How to Work with Your Fatigue Threshold

I wrote last week about the benefit of rest-based interval workouts and briefly touched on the fatigue threshold. This week is all about understanding what this threshold is and how it can help you improve your performance.

Your fatigue threshold is simply the point in a workout or race at which the body begins to experience a decline in performance. Here are two examples of how and why this happens, and how you can use your own fatigue threshold to your advantage.

Jeff ran his first 22 kilometre training run in preparation for a marathon. Up until this run, he had covered 19 kilometres in his training. He ran at the planned effort level—easy and conversational—and felt strong up to about 21 kilometres, when he began to feel more fatigued. His legs stiffened and his effort level increased even though he was running at a constant pace.

These are the signs that he crossed his fatigue threshold as it became more difficult to hold his pace, form, and effort. The goal of training is to push hard, maintain form, and reach or just exceed this threshold. Had he continued on for more than another kilometre, his performance would have begun to decline at a more rapid rate. (Interestingly, you can also see his heart rate gradually increase, even though his pace and effort are steady and the terrain is level. This response is called cardiac creep and you can learn more about it in this post.)

It’s important to know the signs that indicate you’ve reached your threshold, because when we push too much beyond our running fitness level, it can create greater consequences with longer recovery times, increased risk of injuries from muscle fatigue, and poor form. I see this quite frequently with runners who are trying to catch up after a setback or meet a long-run mileage quota. Although finishing might look good in your training log, pushing too hard decreases the quality of your training, performance, and recovery rates.


The fatigue threshold informs you on where your body is in terms of performance, and just how much further you should carry on. It’s a little like your body is waving the white flag, telling you to be mindful that it has reached the point of fatigue and to avoid pushing a lot further. It’s also the point where it’s key to tune in and pay attention to form and any other hints your body is giving you that it has had enough for the day (muscle twinges, soreness, overall feeling of tiredness).

How to Use This Knowledge to Improve Performance

The fun part is tracking your fatigue threshold to use it to better tailor the progression rate of your workouts. For instance, when Jeff ran his 25 kilometre long run two weeks later, his threshold shifted up to the 24 kilometre point. He was able to hold good, solid form and effort beyond his former threshold because his body had recovered and adapted to the training.

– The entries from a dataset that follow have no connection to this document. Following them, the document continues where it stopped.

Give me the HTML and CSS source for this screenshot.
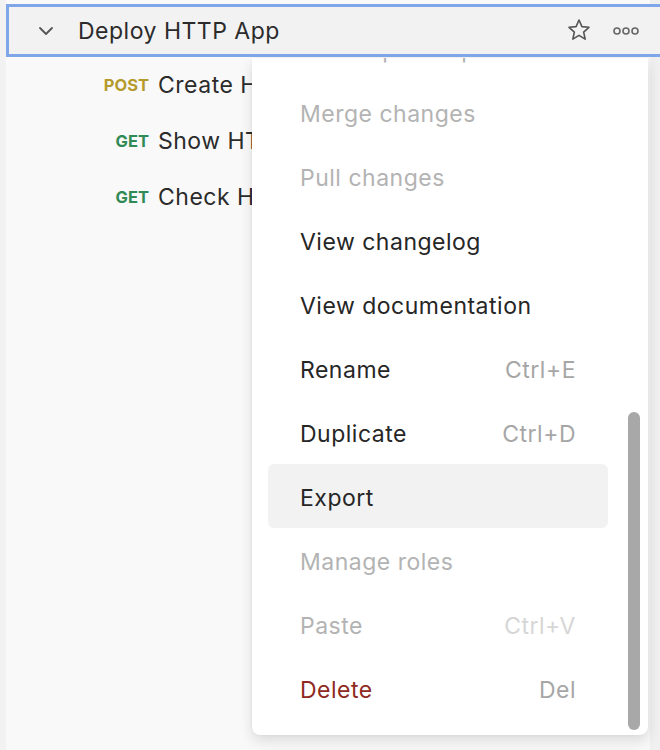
FILE: index.html
```html
<!DOCTYPE html>
<html>
<head>
<meta charset="utf-8">
<link rel="stylesheet" href="styles.css">
</head>
<body>
<div class="sidebar">
  <div class="collection">
    <span class="chev">
      <svg width="16" height="10" viewBox="0 0 16 10"><path d="M2 2 L8 8 L14 2" fill="none" stroke="#555" stroke-width="1.8" stroke-linecap="round" stroke-linejoin="round"/></svg>
    </span>
    <span class="cname">Deploy HTTP App</span>
    <span class="actions">
      <svg class="star" width="26" height="26" viewBox="0 0 24 24"><path d="M12 2.8 L14.7 8.9 L21.2 9.5 L16.3 13.9 L17.7 20.4 L12 17 L6.3 20.4 L7.7 13.9 L2.8 9.5 L9.3 8.9 Z" fill="none" stroke="#555" stroke-width="1.5" stroke-linejoin="round"/></svg>
      <svg class="dots" width="28" height="10" viewBox="0 0 28 10"><circle cx="5" cy="5" r="3" fill="none" stroke="#666" stroke-width="1.6"/><circle cx="14" cy="5" r="3" fill="none" stroke="#666" stroke-width="1.6"/><circle cx="23" cy="5" r="3" fill="none" stroke="#666" stroke-width="1.6"/></svg>
    </span>
  </div>
  <div class="req"><span class="method post">POST</span><span class="rname">Create HTTP App</span></div>
  <div class="req"><span class="method get">GET</span><span class="rname">Show HTTP App</span></div>
  <div class="req"><span class="method get">GET</span><span class="rname">Check HTTP App</span></div>
</div>

<div class="menu">
  <div class="items">
    <div class="item disabled first"><span>Create pull request</span></div>
    <div class="item disabled"><span>Merge changes</span></div>
    <div class="item disabled"><span>Pull changes</span></div>
    <div class="item"><span>View changelog</span></div>
    <div class="item"><span>View documentation</span></div>
    <div class="item"><span>Rename</span><span class="kbd">Ctrl+E</span></div>
    <div class="item"><span>Duplicate</span><span class="kbd">Ctrl+D</span></div>
    <div class="item hover"><span>Export</span></div>
    <div class="item disabled"><span>Manage roles</span></div>
    <div class="item disabled"><span>Paste</span><span class="kbd light">Ctrl+V</span></div>
    <div class="item danger"><span>Delete</span><span class="kbd">Del</span></div>
  </div>
  <div class="thumb"></div>
</div>
</body>
</html>
```

FILE: styles.css
```css
html, body {
  margin: 0;
  padding: 0;
}
body {
  width: 660px;
  height: 750px;
  background: #f9f9f9;
  font-family: Inter, "Noto Sans", sans-serif;
  overflow: hidden;
  position: relative;
}
.sidebar {
  height: 750px;
  border-left: 6px solid #f2f2f2;
  padding-top: 4px;
  box-sizing: border-box;
  background: linear-gradient(to right, #f9f9f9 0, #f9f9f9 644px, #f0f0f0 644px);
}
.collection {
  position: relative;
  z-index: 2;
  height: 53px;
  box-sizing: border-box;
  border: 3px solid #80a6ea;
  border-right: none;
  margin-right: -10px;
  background: #f2f2f2;
  display: flex;
  align-items: center;
}
.chev {
  width: 16px;
  display: flex;
  margin-left: 29px;
  margin-right: 24px;
}
.cname {
  font-size: 23px;
  letter-spacing: 0.5px;
  color: #2b2b2b;
  flex: 1;
}
.actions {
  display: flex;
  align-items: center;
  gap: 20px;
  margin-right: 30px;
}
.star { margin-top: -2px; }
.req {
  height: 56px;
  display: flex;
  align-items: center;
}
.method {
  width: 143px;
  text-align: right;
  font-size: 16.5px;
  font-weight: 700;
  margin-right: 9px;
  letter-spacing: 0;
}
.post { color: #b59a2d; }
.get { color: #2f8a55; }
.rname {
  font-size: 23px;
  letter-spacing: 0.5px;
  color: #2b2b2b;
  white-space: nowrap;
  width: 94px;
  overflow: hidden;
}
.menu {
  position: absolute;
  left: 252px;
  top: 58px;
  width: 396px;
  height: 677px;
  background: #fff;
  border-radius: 0 0 8px 8px;
  box-shadow: 0 6px 14px rgba(0, 0, 0, 0.12), 0 0 3px rgba(0, 0, 0, 0.06);
  overflow: hidden;
  z-index: 1;
}
.items {
  padding: 0 40px 0 16px;
}
.item {
  height: 64px;
  box-sizing: border-box;
  padding: 4px 32px 0;
  display: flex;
  align-items: center;
  justify-content: space-between;
  border-radius: 6px;
  font-size: 23px;
  letter-spacing: 0.5px;
  color: #262626;
  white-space: nowrap;
}
.item.first { margin-top: -42px; }
.item.disabled { color: #b3b3b3; }
.item.danger { color: #8f2a22; }
.item.hover { background: #f2f2f2; }
.kbd { color: #a6a6a6; }
.kbd.light { color: #d6d6d6; }
.thumb {
  position: absolute;
  left: 376px;
  top: 354px;
  width: 12px;
  height: 318px;
  border-radius: 6px;
  background: #a8a8a8;
}
```
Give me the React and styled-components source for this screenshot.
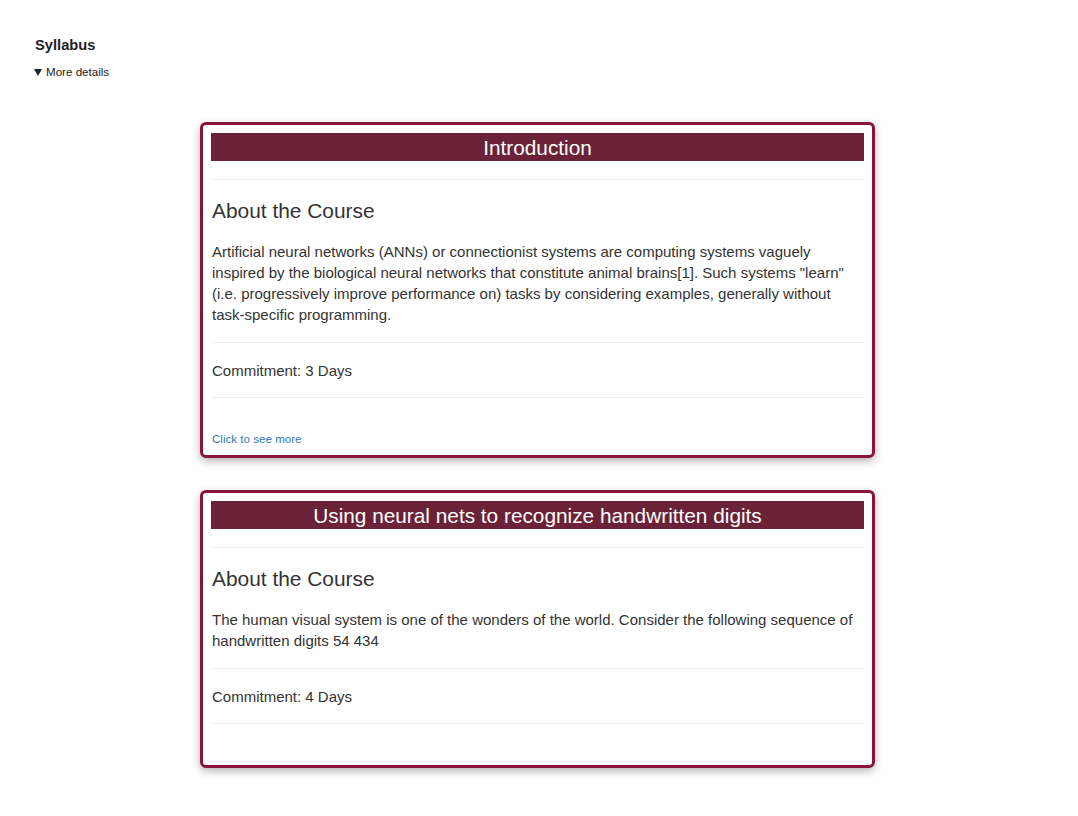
import React from "react";
import styled, { createGlobalStyle } from "styled-components";

const GlobalStyle = createGlobalStyle`
  html, body { margin: 0; padding: 0; background: #fff; }
  body {
    font-family: "Liberation Sans", Arial, Helvetica, sans-serif;
    font-size: 14px;
    color: #333;
  }
  * { box-sizing: border-box; }
`;

const Page = styled.div`
  padding: 35px 0 40px 34px;
`;

const Title = styled.div`
  font-weight: bold;
  font-size: 14.7px;
  line-height: 20px;
  color: #222;
  padding-left: 1px;
`;

const Details = styled.div`
  display: flex;
  align-items: center;
  gap: 4px;
  margin-top: 9px;
  font-size: 11.6px;
  line-height: 16px;
  color: #222;
`;

const CardList = styled.div`
  display: flex;
  flex-direction: column;
  gap: 32px;
  margin-top: 42px;
  padding-left: 166px;
`;

const Card = styled.section`
  width: 675px;
  border: 3px solid #8a1538;
  border-radius: 6px;
  padding: 8px;
  background: #fff;
  box-shadow: 0 3px 8px rgba(0, 0, 0, 0.3);
`;

const Header = styled.h2`
  margin: 0;
  height: 28px;
  line-height: 29px;
  background: #6b2238;
  color: #fff;
  font-size: 20.8px;
  font-weight: normal;
  text-align: center;
`;

const Divider = styled.hr`
  border: 0;
  border-top: 1px solid #eee;
  margin: ${(p) => (p.$first ? "18px 0 0" : "17px 0 0")};
`;

const Heading = styled.h3`
  margin: 20px 0 19px;
  font-size: 20.9px;
  line-height: 22px;
  font-weight: normal;
  color: #333;
  padding-left: 1px;
`;

const Text = styled.p`
  margin: 0;
  font-size: 15px;
  line-height: 21px;
  padding-left: 1px;
`;

const Commitment = styled.div`
  margin-top: 17px;
  font-size: 15px;
  line-height: 20px;
  padding-left: 1px;
  padding-top: 0.5px;
  height: 20px;
`;

const Footer = styled.div`
  padding-top: 32px;
  min-height: 33px;
`;

const MoreLink = styled.a`
  display: block;
  font-size: 11.6px;
  line-height: 17px;
  color: #337ab7;
  text-decoration: none;
  padding-left: 1px;
  cursor: pointer;
`;

const courses = [
  {
    title: "Introduction",
    text:
      'Artificial neural networks (ANNs) or connectionist systems are computing systems vaguely inspired by the biological neural networks that constitute animal brains[1]. Such systems "learn" (i.e. progressively improve performance on) tasks by considering examples, generally without task-specific programming.',
    days: 3,
    more: true,
  },
  {
    title: "Using neural nets to recognize handwritten digits",
    text:
      "The human visual system is one of the wonders of the world. Consider the following sequence of handwritten digits 54 434",
    days: 4,
    more: false,
  },
];

export default function App() {
  return (
    <>
      <GlobalStyle />
      <Page>
        <Title>Syllabus</Title>
        <Details>
          <svg width="8" height="7" viewBox="0 0 8 7">
            <polygon points="0,0 8,0 4,7" fill="#222" />
          </svg>
          <span>More details</span>
        </Details>
        <CardList>
          {courses.map((c) => (
            <Card key={c.title}>
              <Header>{c.title}</Header>
              <Divider $first />
              <Heading>About the Course</Heading>
              <Text>{c.text}</Text>
              <Divider />
              <Commitment>Commitment: {c.days} Days</Commitment>
              <Divider />
              <Footer>{c.more && <MoreLink>Click to see more</MoreLink>}</Footer>
            </Card>
          ))}
        </CardList>
      </Page>
    </>
  );
}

Tracking your fatigue threshold allows you to see where you are, how you’ve progressed, and the rate at which your body adapts to the demands of training. It also helps you realise when you’re having a rough workout (when you hit your threshold early due to lack of training or illness) or a breakthrough workout (when your body adapts and gets stronger).

Keeping tabs on your fatigue threshold isn’t hard. All you need to do is tune into how you feel midrun (via perceived effort and/or heart rate) and keep track of this in your log or a spreadsheet. Ultimately, this information allows you to customise your training, make the most of every workout, and stay off the injured list.